STATED EXERCISE. Return the material exactly, first line through the line containing "string; w: number;", and nothing more. Pictures stay out.

┄┄┄┄┄┄┄┄┄┄┄┄┄┄┄┄┄┄┄┄

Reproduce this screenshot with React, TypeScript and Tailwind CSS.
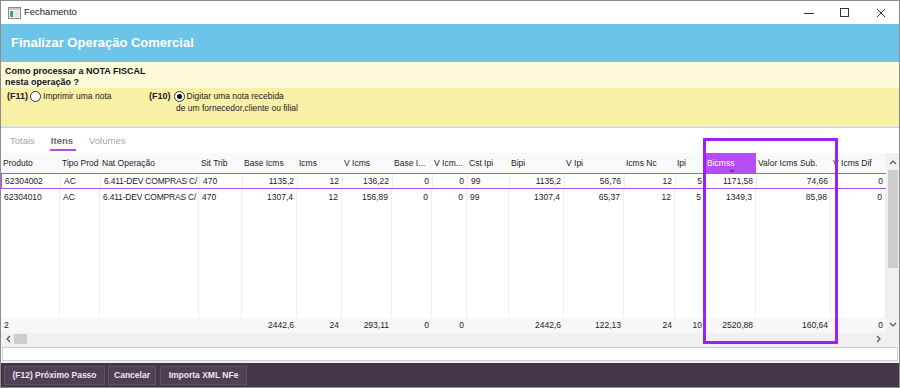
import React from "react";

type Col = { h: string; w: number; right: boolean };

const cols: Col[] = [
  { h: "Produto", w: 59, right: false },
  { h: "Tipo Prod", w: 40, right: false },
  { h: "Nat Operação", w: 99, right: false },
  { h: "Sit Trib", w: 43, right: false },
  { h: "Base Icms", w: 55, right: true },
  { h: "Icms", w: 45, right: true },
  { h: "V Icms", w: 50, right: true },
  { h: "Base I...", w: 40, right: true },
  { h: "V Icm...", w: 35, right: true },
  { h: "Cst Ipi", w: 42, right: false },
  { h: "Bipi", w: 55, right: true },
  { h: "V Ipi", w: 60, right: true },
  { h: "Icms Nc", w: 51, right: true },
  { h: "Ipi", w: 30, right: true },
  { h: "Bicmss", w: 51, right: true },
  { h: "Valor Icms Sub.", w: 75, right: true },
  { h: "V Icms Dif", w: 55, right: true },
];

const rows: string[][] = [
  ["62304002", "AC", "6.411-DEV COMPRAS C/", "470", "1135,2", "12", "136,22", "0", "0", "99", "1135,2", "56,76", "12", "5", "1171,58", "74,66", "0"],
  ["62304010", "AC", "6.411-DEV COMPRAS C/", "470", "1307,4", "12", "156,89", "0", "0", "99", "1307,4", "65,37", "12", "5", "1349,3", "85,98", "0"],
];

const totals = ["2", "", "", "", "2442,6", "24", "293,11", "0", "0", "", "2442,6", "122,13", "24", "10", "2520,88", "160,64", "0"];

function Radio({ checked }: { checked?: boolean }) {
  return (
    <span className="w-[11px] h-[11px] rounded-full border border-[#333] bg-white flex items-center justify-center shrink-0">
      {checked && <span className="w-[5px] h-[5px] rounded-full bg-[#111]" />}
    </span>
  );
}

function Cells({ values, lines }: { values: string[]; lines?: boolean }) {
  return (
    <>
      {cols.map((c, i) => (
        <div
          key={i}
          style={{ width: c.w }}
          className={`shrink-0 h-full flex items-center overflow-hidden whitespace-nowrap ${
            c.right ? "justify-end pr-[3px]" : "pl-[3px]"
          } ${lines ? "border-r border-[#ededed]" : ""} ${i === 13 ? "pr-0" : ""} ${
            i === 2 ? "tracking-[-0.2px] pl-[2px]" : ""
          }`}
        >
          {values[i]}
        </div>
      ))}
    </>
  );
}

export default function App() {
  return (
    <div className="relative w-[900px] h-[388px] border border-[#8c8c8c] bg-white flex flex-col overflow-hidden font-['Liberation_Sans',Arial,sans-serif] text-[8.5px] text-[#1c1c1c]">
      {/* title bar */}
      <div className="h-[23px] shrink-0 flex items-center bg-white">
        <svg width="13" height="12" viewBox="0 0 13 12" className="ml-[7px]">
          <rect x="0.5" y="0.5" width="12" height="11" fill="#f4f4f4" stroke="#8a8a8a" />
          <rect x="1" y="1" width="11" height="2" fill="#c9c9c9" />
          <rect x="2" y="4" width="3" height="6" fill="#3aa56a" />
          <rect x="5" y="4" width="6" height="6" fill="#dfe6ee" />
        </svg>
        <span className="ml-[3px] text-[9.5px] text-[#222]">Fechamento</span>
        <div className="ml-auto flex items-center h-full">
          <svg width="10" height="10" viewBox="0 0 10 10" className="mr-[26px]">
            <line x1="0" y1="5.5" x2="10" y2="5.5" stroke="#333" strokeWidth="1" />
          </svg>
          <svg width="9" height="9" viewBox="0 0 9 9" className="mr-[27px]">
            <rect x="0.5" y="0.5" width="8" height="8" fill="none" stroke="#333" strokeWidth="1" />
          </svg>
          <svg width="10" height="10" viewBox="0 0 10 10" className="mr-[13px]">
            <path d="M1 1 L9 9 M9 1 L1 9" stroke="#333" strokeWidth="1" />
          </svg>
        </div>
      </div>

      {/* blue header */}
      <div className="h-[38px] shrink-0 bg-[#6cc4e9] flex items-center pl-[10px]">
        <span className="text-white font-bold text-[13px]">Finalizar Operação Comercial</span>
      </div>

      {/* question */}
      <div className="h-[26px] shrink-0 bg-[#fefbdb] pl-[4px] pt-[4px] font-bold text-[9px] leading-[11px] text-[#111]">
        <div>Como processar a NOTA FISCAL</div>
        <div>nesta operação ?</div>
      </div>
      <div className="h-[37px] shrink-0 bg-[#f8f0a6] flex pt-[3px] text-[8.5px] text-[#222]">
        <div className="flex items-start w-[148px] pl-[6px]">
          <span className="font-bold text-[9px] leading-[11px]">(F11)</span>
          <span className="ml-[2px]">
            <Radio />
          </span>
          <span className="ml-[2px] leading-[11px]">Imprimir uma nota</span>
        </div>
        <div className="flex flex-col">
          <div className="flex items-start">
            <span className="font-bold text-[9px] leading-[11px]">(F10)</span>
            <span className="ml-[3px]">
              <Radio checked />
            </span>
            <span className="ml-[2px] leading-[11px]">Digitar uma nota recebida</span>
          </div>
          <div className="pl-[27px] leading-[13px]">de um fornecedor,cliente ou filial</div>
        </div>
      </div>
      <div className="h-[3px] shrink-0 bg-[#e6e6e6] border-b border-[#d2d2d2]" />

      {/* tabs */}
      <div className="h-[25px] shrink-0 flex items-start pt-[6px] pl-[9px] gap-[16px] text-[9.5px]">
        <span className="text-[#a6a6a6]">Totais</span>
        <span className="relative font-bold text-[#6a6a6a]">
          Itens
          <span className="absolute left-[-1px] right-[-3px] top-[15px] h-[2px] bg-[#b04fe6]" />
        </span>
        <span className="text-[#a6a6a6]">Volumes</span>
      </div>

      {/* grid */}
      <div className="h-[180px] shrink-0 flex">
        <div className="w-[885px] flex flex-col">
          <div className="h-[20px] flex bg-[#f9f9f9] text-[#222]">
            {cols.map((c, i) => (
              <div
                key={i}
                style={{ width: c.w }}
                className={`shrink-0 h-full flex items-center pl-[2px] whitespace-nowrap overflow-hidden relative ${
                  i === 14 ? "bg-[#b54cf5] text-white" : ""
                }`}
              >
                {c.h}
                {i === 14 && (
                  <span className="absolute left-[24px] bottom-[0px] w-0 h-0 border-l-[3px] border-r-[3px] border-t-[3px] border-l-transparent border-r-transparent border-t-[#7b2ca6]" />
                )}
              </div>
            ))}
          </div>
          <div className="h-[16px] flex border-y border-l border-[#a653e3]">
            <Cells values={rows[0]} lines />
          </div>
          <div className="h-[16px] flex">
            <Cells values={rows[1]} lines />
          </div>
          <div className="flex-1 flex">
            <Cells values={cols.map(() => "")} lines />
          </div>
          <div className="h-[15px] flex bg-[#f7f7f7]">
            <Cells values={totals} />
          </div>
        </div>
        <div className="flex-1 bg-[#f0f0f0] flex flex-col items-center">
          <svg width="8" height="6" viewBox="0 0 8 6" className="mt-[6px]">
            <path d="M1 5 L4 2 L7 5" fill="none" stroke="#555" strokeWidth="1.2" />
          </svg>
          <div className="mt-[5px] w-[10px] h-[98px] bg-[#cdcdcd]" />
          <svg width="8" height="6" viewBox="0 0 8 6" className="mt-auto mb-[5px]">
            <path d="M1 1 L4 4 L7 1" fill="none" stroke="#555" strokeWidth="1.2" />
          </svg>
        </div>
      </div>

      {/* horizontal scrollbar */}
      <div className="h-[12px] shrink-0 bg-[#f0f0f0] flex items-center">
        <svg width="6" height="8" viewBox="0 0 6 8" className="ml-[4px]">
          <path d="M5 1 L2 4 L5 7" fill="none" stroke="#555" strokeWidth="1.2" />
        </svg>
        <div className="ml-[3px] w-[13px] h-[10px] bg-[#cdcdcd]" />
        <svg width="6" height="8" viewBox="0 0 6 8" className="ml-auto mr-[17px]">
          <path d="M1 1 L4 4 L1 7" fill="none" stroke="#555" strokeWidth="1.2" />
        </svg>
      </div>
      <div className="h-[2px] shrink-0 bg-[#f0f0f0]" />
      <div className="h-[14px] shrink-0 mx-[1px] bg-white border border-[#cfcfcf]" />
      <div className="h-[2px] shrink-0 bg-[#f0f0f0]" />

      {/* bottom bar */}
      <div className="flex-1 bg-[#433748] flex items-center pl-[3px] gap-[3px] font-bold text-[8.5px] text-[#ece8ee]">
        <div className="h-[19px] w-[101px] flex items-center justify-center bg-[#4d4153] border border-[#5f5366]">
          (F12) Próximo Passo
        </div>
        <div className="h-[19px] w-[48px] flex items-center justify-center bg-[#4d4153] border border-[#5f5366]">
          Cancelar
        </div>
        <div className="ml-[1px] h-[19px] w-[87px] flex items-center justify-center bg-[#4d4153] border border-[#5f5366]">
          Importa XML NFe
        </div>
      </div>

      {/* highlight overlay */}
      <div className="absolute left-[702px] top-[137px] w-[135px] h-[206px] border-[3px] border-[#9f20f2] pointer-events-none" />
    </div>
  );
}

┄┄┄┄┄┄┄┄┄┄┄┄┄┄┄┄┄┄┄┄

SOLVED EXERCISE.
Reproduce this screenshot with React, TypeScript and Tailwind CSS.
import React from "react";

type Col = { h: string; w: number; right: boolean };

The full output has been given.